(499a) In Vitro biomimetic Tumor Model for High Throughput Drug Screening
AIChE Annual Meeting
2019
2019 AIChE Annual Meeting
Pharmaceutical Discovery, Development and Manufacturing Forum
Advances in Drug Discovery Processes
Wednesday, November 13, 2019 - 12:30pm to 12:55pm
Although much scientific effort has been expended for the treatment of breast cancer, this disease is still a serious threaten to woman life. Due to the limitations and shortcomings of current therapies, more effective drugs or therapeutic strategies are strongly required in the market. An efficient and accurate drug screening assay contributes to the acceleration the drug development. Thus, we have developed an assay for drugs that are targeted on the promotors specifically overexpressed in tumor tissues. Those promotors were designed to initiate the transcription of enhanced green fluorescent protein(EGFP) in the breast cancer cells (MCF-7). With the treatment of promotor inhibitors, we found that the EGFP signal was closely correlated to the promoter gene expression level in MCF-7 cells, indicating the EGFP signal can be used to identify the drug efficacy. This approach is easy and high throughput for the screening the biomarker inhibition drugs.
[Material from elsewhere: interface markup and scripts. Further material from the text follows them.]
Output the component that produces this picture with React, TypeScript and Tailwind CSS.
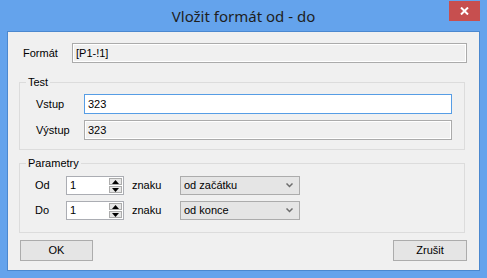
import React from "react";

const ui = { fontFamily: '"Liberation Sans", Arial, sans-serif' };

function SpinBox({ value }: { value: string }) {
  return (
    <div className="flex h-[19px] w-[58px] border border-[#abadb3] bg-white">
      <div className="flex-1 pl-[3px] text-[11px] leading-[17px] text-black">{value}</div>
      <div className="flex w-[15px] flex-col gap-[1px] p-[1px]">
        <div className="flex flex-1 items-center justify-center border border-[#acacac] bg-[#e6e6e6]">
          <svg width="7" height="4" viewBox="0 0 7 4">
            <path d="M0 4 L3.5 0 L7 4 Z" fill="#000" />
          </svg>
        </div>
        <div className="flex flex-1 items-center justify-center border border-[#acacac] bg-[#e6e6e6]">
          <svg width="7" height="4" viewBox="0 0 7 4">
            <path d="M0 0 L7 0 L3.5 4 Z" fill="#000" />
          </svg>
        </div>
      </div>
    </div>
  );
}

function Combo({ value }: { value: string }) {
  return (
    <div className="flex h-[19px] w-[120px] items-center justify-between border border-[#acacac] bg-[#e5e5e5] pl-[3px] pr-[6px]">
      <span className="text-[11px] leading-[17px] text-black">{value}</span>
      <svg width="7" height="5" viewBox="0 0 7 5">
        <path d="M0.5 0.5 L3.5 3.5 L6.5 0.5" stroke="#6d6d6d" strokeWidth="1.5" fill="none" />
      </svg>
    </div>
  );
}

function ReadBox({ value, w }: { value: string; w: string }) {
  return (
    <div className={`flex h-[20px] ${w} items-center border border-[#ababab] bg-[#f0f0f0]`}>
      <div className="flex h-full w-full items-center border border-white pl-[2px] text-[11px] text-black">
        {value}
      </div>
    </div>
  );
}

export default function App() {
  return (
    <div
      className="flex h-[278px] w-[487px] flex-col bg-[#64a3ec]"
      style={ui}
    >
      <div className="relative flex h-[31px] items-center justify-center">
        <span
          className="text-[15px] leading-none text-[#1e1e1e] pt-[2px]"
          style={{ fontFamily: '"Noto Sans", "Open Sans", sans-serif' }}
        >
          Vložit formát od - do
        </span>
        <div className="absolute right-[7px] top-[1px] flex h-[20px] w-[31px] items-center justify-center bg-[#c74f4f]">
          <svg width="9" height="8" viewBox="0 0 9 8">
            <path d="M1 0.5 L8 7.5 M8 0.5 L1 7.5" stroke="#fff" strokeWidth="2" />
          </svg>
        </div>
      </div>
      <div className="ml-[7px] flex h-[240px] w-[473px] flex-col border border-[#4b88cf] bg-[#f0f0f0] text-[11px] text-black">
        <div className="flex items-center pl-[15px] pt-[11px]">
          <span className="w-[49px]">Formát</span>
          <ReadBox value="[P1-!1]" w="w-[395px]" />
        </div>

        <fieldset className="ml-[11px] mt-[12px] w-[446px] border border-[#dcdcdc] pb-[9px] pt-[5px]">
          <legend className="ml-[6px] px-[2px] leading-[14px]">Test</legend>
          <div className="flex flex-col gap-[6px] pl-[16px]">
            <div className="flex items-center">
              <span className="w-[48px]">Vstup</span>
              <div className="flex h-[20px] w-[368px] items-center border border-[#569de5] bg-white pl-[3px]">
                323
              </div>
            </div>
            <div className="flex items-center">
              <span className="w-[48px]">Výstup</span>
              <ReadBox value="323" w="w-[368px]" />
            </div>
          </div>
        </fieldset>

        <fieldset className="ml-[11px] mt-[6px] w-[446px] border border-[#dcdcdc] pb-[12px] pt-[6px]">
          <legend className="ml-[6px] px-[2px] leading-[14px]">Parametry</legend>
          <div className="flex flex-col gap-[6px] pl-[15px]">
            <div className="flex items-center">
              <span className="w-[31px]">Od</span>
              <SpinBox value="1" />
              <span className="ml-[8px] w-[48px]">znaku</span>
              <Combo value="od začátku" />
            </div>
            <div className="flex items-center">
              <span className="w-[31px]">Do</span>
              <SpinBox value="1" />
              <span className="ml-[8px] w-[48px]">znaku</span>
              <Combo value="od konce" />
            </div>
          </div>
        </fieldset>

        <div className="mt-[7px] flex justify-between pl-[12px] pr-[12px]">
          <button className="h-[21px] w-[73px] border border-[#acacac] bg-[#e5e5e5] text-[11px] text-black">
            OK
          </button>
          <button className="h-[21px] w-[74px] border border-[#acacac] bg-[#e5e5e5] text-[11px] text-black">
            Zrušit
          </button>
        </div>
      </div>
    </div>
  );
}
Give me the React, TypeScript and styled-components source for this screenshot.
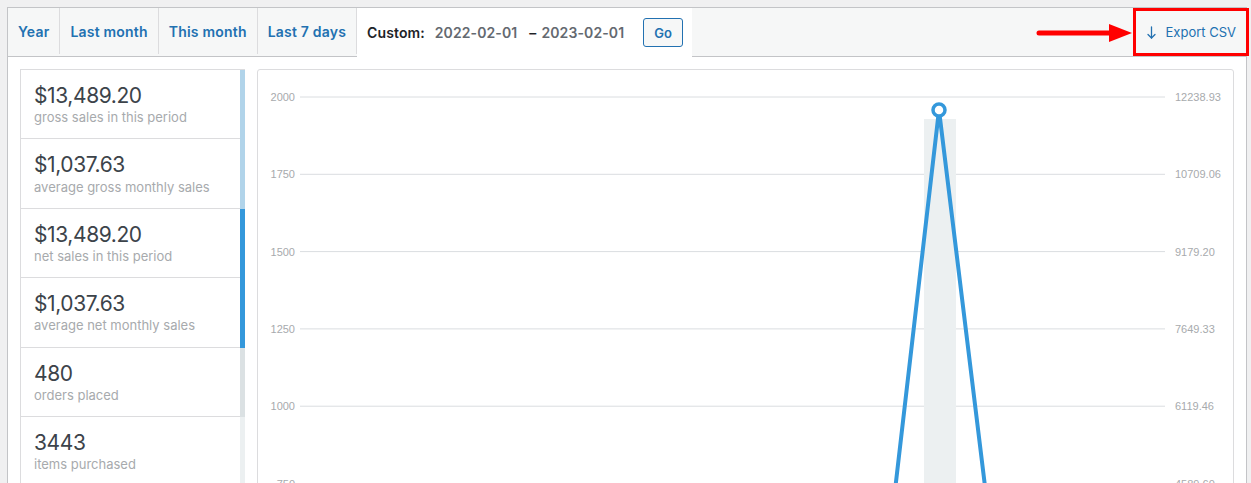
import React from 'react';
import styled, { createGlobalStyle } from 'styled-components';

const GlobalStyle = createGlobalStyle`
  html, body {
    margin: 0;
    overflow: hidden;
    background: #f0f0f1;
    font-family: Inter, "Liberation Sans", Arial, sans-serif;
  }
  * {
    box-sizing: border-box;
  }
`;

const legendItems = [
  { id: 1, value: '$13,489.20', label: 'gross sales in this period', color: '#b1d4ea' },
  { id: 2, value: '$1,037.63', label: 'average gross monthly sales', color: '#b1d4ea' },
  { id: 3, value: '$13,489.20', label: 'net sales in this period', color: '#3498db' },
  { id: 4, value: '$1,037.63', label: 'average net monthly sales', color: '#3498db' },
  { id: 5, value: '480', label: 'orders placed', color: '#dbe1e3' },
  { id: 6, value: '3443', label: 'items purchased', color: '#ecf0f1' },
];

const tabs = ['Year', 'Last month', 'This month', 'Last 7 days'];

const leftTicks = ['2000', '1750', '1500', '1250', '1000', '750', '500', '250', '0'];
const rightTicks = ['12238.93', '10709.06', '9179.20', '7649.33', '6119.46', '4589.60', '3059.73', '1529.87', '0.00'];

const Page = styled.div`
  padding: 7px 4px 0 7px;
  min-height: 100vh;
`;

const Postbox = styled.div`
  background: #fff;
  border: 1px solid #c3c4c7;
`;

const TabBar = styled.div`
  display: flex;
  align-items: stretch;
  height: 49px;
  background: #f6f7f7;
  border-bottom: 1px solid #c3c4c7;
`;

const Tab = styled.a`
  display: flex;
  align-items: center;
  padding: 0 10px;
  border-right: 1px solid #dcdcde;
  margin-bottom: 2px;
  font-size: 14px;
  font-weight: 600;
  letter-spacing: 0.2px;
  color: #2271b1;
  text-decoration: none;
  cursor: pointer;
`;

const CustomTab = styled.div`
  display: flex;
  align-items: center;
  padding: 0 9px 0 10px;
  margin-bottom: -1px;
  background: #fff;
  font-size: 14px;
  font-weight: 600;
  letter-spacing: 0.1px;
`;

const CustomLabel = styled.span`
  color: #1d2327;
  margin-right: 10px;
`;

const DateValue = styled.span`
  color: #646970;
`;

const Dash = styled.span`
  color: #1d2327;
  margin: 0 5px 0 12px;
`;

const GoButton = styled.button`
  margin-left: 19px;
  width: 40px;
  height: 29px;
  padding: 0;
  border: 1px solid #2271b1;
  border-radius: 3px;
  background: #f6f7f7;
  color: #2271b1;
  font-family: inherit;
  font-size: 13px;
  font-weight: 600;
  cursor: pointer;
`;

const ExportWrap = styled.div`
  position: relative;
  margin-left: auto;
  margin-right: -3px;
  display: flex;
`;

const ExportLink = styled.a`
  display: flex;
  align-items: center;
  gap: 10px;
  padding: 0 10px 0 11px;
  border: 3px solid #ff0000;
  font-size: 13px;
  color: #2271b1;
  text-decoration: none;
  cursor: pointer;
`;

const PointerArrow = styled.svg`
  position: absolute;
  right: 100%;
  top: 15px;
  margin-right: 1px;
`;

const ReportBody = styled.div`
  display: flex;
  align-items: flex-start;
  gap: 12px;
  padding: 12px;
`;

const Legend = styled.ul`
  width: 225px;
  flex: none;
  margin: 0;
  padding: 0;
  list-style: none;
  border: 1px solid #dcdcde;
  border-right: 0;
`;

const LegendItem = styled.li<{ $color: string }>`
  padding: 13px;
  border-right: 5px solid ${(props) => props.$color};
  box-shadow: inset 0 -1px 0 0 #dcdcde;
  font-size: 13px;
  line-height: 18.2px;
  color: #a7aaad;
`;

const LegendValue = styled.strong`
  display: block;
  font-size: 21px;
  line-height: 25.2px;
  font-weight: 400;
  color: #3c434a;
  letter-spacing: -0.4px;
`;

const ChartContainer = styled.div`
  flex: 1;
  min-width: 0;
  padding: 12px;
  border: 1px solid #dcdcde;
  border-radius: 3px;
  background: #fff;
`;

const ChartPlaceholder = styled.div`
  width: 100%;
  height: 650px;
`;

const ChartSvg = styled.svg`
  display: block;
  overflow: visible;
`;

const TickText = styled.text`
  font-family: "Liberation Sans", Arial, sans-serif;
  font-size: 11px;
  fill: #a7aaad;
`;

function DownArrow() {
  return (
    <svg width="9" height="13" viewBox="0 0 9 13" fill="none" stroke="#2271b1" strokeWidth="1.3" strokeLinecap="round" strokeLinejoin="round">
      <path d="M4.5 1v11" />
      <path d="M1 8.5l3.5 3.5 3.5-3.5" />
    </svg>
  );
}

function SalesChart() {
  const top = 15;
  const step = 77.3;
  const zero = top + step * 8;
  const peak = { x: 669, y: 28 };
  const points = [
    [30, zero],
    [599, zero],
    [peak.x, peak.y],
    [743, zero],
    [895, zero],
  ]
    .map((p) => p.join(','))
    .join(' ');

  return (
    <ChartSvg width="950" height="650" viewBox="0 0 950 650">
      {leftTicks.map((tick, i) => {
        const y = top + step * i;
        return (
          <g key={tick}>
            <line x1="30" x2="895" y1={y} y2={y} stroke="#dadde0" strokeWidth="1" />
            <TickText x="25" y={y + 4} textAnchor="end">
              {tick}
            </TickText>
            <TickText x="905" y={y + 4}>
              {rightTicks[i]}
            </TickText>
          </g>
        );
      })}
      <rect x="654" y="37" width="32" height={zero - 37} fill="#ecf0f1" />
      <polyline points={points} fill="none" stroke="#3498db" strokeWidth="4" strokeLinejoin="round" />
      <circle cx={peak.x} cy={peak.y} r="6" fill="#fff" stroke="#3498db" strokeWidth="3.5" />
    </ChartSvg>
  );
}

export default function App() {
  return (
    <Page>
      <GlobalStyle />
      <Postbox>
        <TabBar>
          {tabs.map((tab) => (
            <Tab key={tab}>{tab}</Tab>
          ))}
          <CustomTab>
            <CustomLabel>Custom:</CustomLabel>
            <DateValue>2022-02-01</DateValue>
            <Dash>–</Dash>
            <DateValue>2023-02-01</DateValue>
            <GoButton>Go</GoButton>
          </CustomTab>
          <ExportWrap>
            <PointerArrow width="96" height="20" viewBox="0 0 96 20">
              <line x1="3" y1="10" x2="76" y2="10" stroke="#ff0000" strokeWidth="5" strokeLinecap="round" />
              <polygon points="73,1 96,10 73,19" fill="#ff0000" />
            </PointerArrow>
            <ExportLink>
              <DownArrow />
              Export CSV
            </ExportLink>
          </ExportWrap>
        </TabBar>
        <ReportBody>
          <Legend>
            {legendItems.map((item) => (
              <LegendItem key={item.id} $color={item.color}>
                <LegendValue>{item.value}</LegendValue>
                {item.label}
              </LegendItem>
            ))}
          </Legend>
          <ChartContainer>
            <ChartPlaceholder>
              <SalesChart />
            </ChartPlaceholder>
          </ChartContainer>
        </ReportBody>
      </Postbox>
    </Page>
  );
}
On the other hand, considering part of drug failures in clinical phase are caused by the poor predictability of early drug assay using two dimensional cell culture system, our research then focused on the construction of three dimensional cancer cell models with the simulation of tumor microenvironment. We have co-cultured MCF-7 cells and mouse fibroblasts (NIH-3T3) in the 3D scaffold, and conducted the co-culture in both static and dynamic culture modes. The results demonstrated that the drug resistance of MCF-7 was significantly increased either by the 3D structure or by the interaction with NIH-3T3 cells. This novel 3D co-culture assay recapitulated the tumor microenvironment effects on drug efficacy and had improved predictability for in vitro drug screening. Meanwhile, the MCF-7 and NIH-3T3 cells were transfected with EGFP and Ds-red, respectively. The fluorescence of each protein was verified to be sensitive enough to monitor individual cell proliferation. Combing this dual fluorescence system, we are able to produce a simple, real-time and high throughput 3D co-culture assay for a variety of anti-cancer drug screening.